O que são e a para que servem as transferências para os municípios.
CLP – O prazo de validade no Fundeb é 2020. Ele pode ser extinto?
É muito difícil extinguir o Fundeb. Existe um consenso muito grande em todo o debate educacional de que ele foi um avanço muito grande para o Brasil, depois do Fundef, no sentido de dar uma equidade maior para o financiamento da educação. Tem uma simulação, feita por um consultor legislativo, que mostra que se não existisse o Fundeb a gente teria até 10 mil por cento de diferença de financiamento gasto por aluno entre municípios do Brasil. Com o Fundeb isso cai para 500 por cento, o que ainda é bastante.
Hoje a discussão que tem acontecido na Câmara dos Deputados, no Senado e em outras organizações que estão ajudando nesse debate, como Todos pela Educação, organismos multilaterais e etc., é de como que o Fundeb consegue resolver ainda mais essa questão da equidade e como ele consegue aperfeiçoar algumas coisas nos mecanismos de transferência. Então existem dois cenários mais prováveis:
- Um deles é o de simplesmente perenizar o Fundeb, tirando ele desta disposição transitória na Constituição e tornando-o um fundo permanente, mantendo o que a gente tem hoje e que está funcionando.
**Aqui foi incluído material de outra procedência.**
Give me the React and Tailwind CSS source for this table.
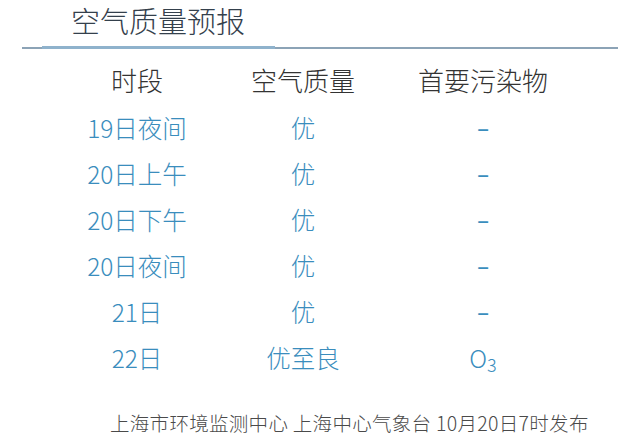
const ROWS = [
  { time: '19日夜间', quality: '优', pollutant: '–' },
  { time: '20日上午', quality: '优', pollutant: '–' },
  { time: '20日下午', quality: '优', pollutant: '–' },
  { time: '20日夜间', quality: '优', pollutant: '–' },
  { time: '21日', quality: '优', pollutant: '–' },
  { time: '22日', quality: '优至良', pollutant: 'O3' },
];

const font = { fontFamily: '"Noto Sans CJK SC", "Noto Sans", sans-serif' };

export default function App() {
  return (
    <div className="w-[640px] h-[442px] bg-white overflow-hidden" style={font}>
      {/* Title */}
      <div className="h-[46px] pl-[71px] pt-[4px]">
        <h1 className="text-[29px] leading-[32px] font-light text-[#34404c]">空气质量预报</h1>
      </div>

      {/* Divider */}
      <div className="relative mx-[22px] h-[3px]">
        <div className="absolute left-0 right-0 top-[1px] h-[2px] bg-[#8ca3b6]" />
        <div className="absolute left-[20px] w-[233px] top-0 h-[3px] bg-[#8fb2cc]" />
      </div>

      {/* Header */}
      <div className="grid grid-cols-[154px_178px_182px] pl-[60px] mt-[13px] text-[26px] leading-[36px] font-light text-[#333]">
        <div className="text-center">时段</div>
        <div className="text-center">空气质量</div>
        <div className="text-center">首要污染物</div>
      </div>

      {/* Rows */}
      <div className="flex flex-col pl-[60px] mt-[7px] text-[#3a8dbd] font-light">
        {ROWS.map((r) => (
          <div key={r.time} className="grid grid-cols-[154px_178px_182px] h-[46px] items-center text-[24.5px]">
            <div className="text-center">{r.time}</div>
            <div className="text-center">{r.quality}</div>
            <div className="text-center">
              {r.pollutant === 'O3' ? (
                <span>O<sub className="text-[18px] relative top-[4px]">3</sub></span>
              ) : (
                <span className="font-normal" style={{ fontFamily: '"DejaVu Sans", sans-serif' }}>{r.pollutant}</span>
              )}
            </div>
          </div>
        ))}
      </div>

      {/* Footer */}
      <div className="pl-[110px] mt-[30px] text-[19.5px] leading-[24px] tracking-[0.3px] font-light text-[#4a4a4a]">
        上海市环境监测中心 上海中心气象台 10月20日7时发布
      </div>
    </div>
  );
}
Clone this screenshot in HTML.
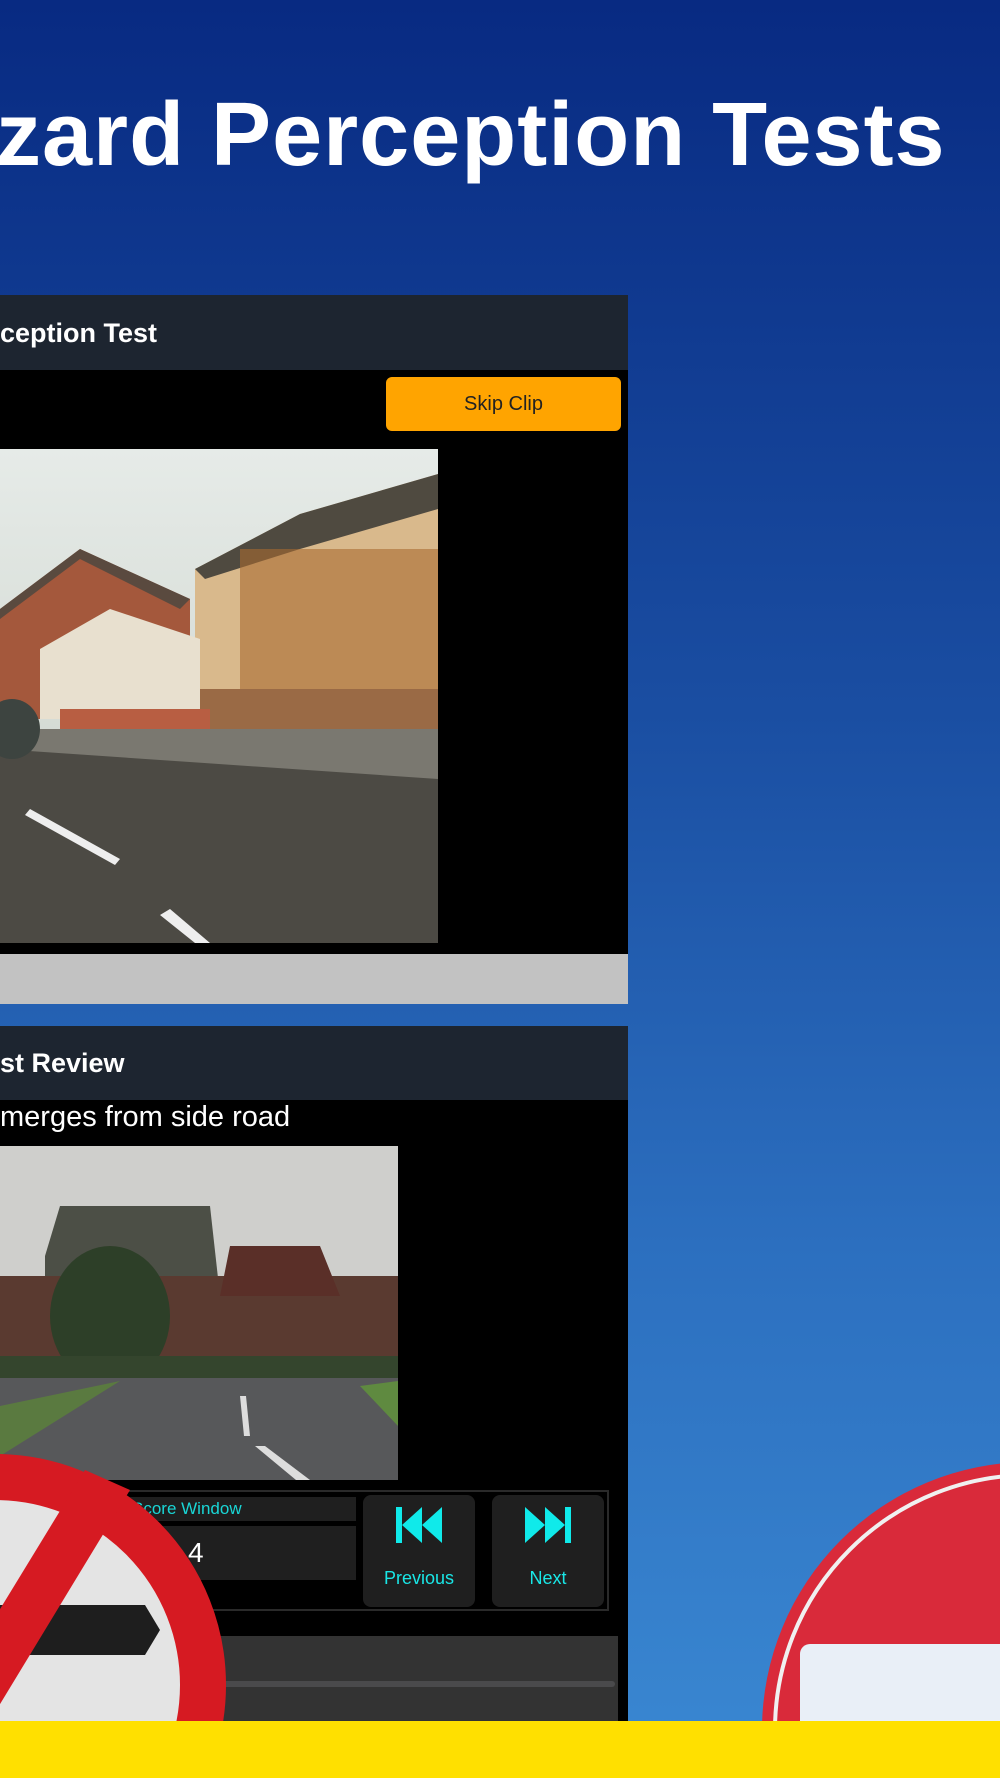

- O outro cenário seria o de melhorar ainda mais os mecanismos, que é o que todo debate hoje está girando em volta, de como melhorar mais ainda a equidade do fundo.
Há também um debate que traz a necessidade de a União complementar os recursos estaduais, mas essa é sempre uma discussão difícil porque o espaço fiscal do governo federal não está tão grande. Por um lado, o governo federal diz não ter tanto recurso para complementar e por outro os municípios e estados se sentem subfinanciados e pleiteam mais recursos para a União. Esse é um processo que temos que ver e devemos ter respostas mais concretas ao longo do ano que vem ou do outro. Mas o recado é: teremos um Fundeb contínuo e talvez mais forte ainda para reduzir as inequidades na educação.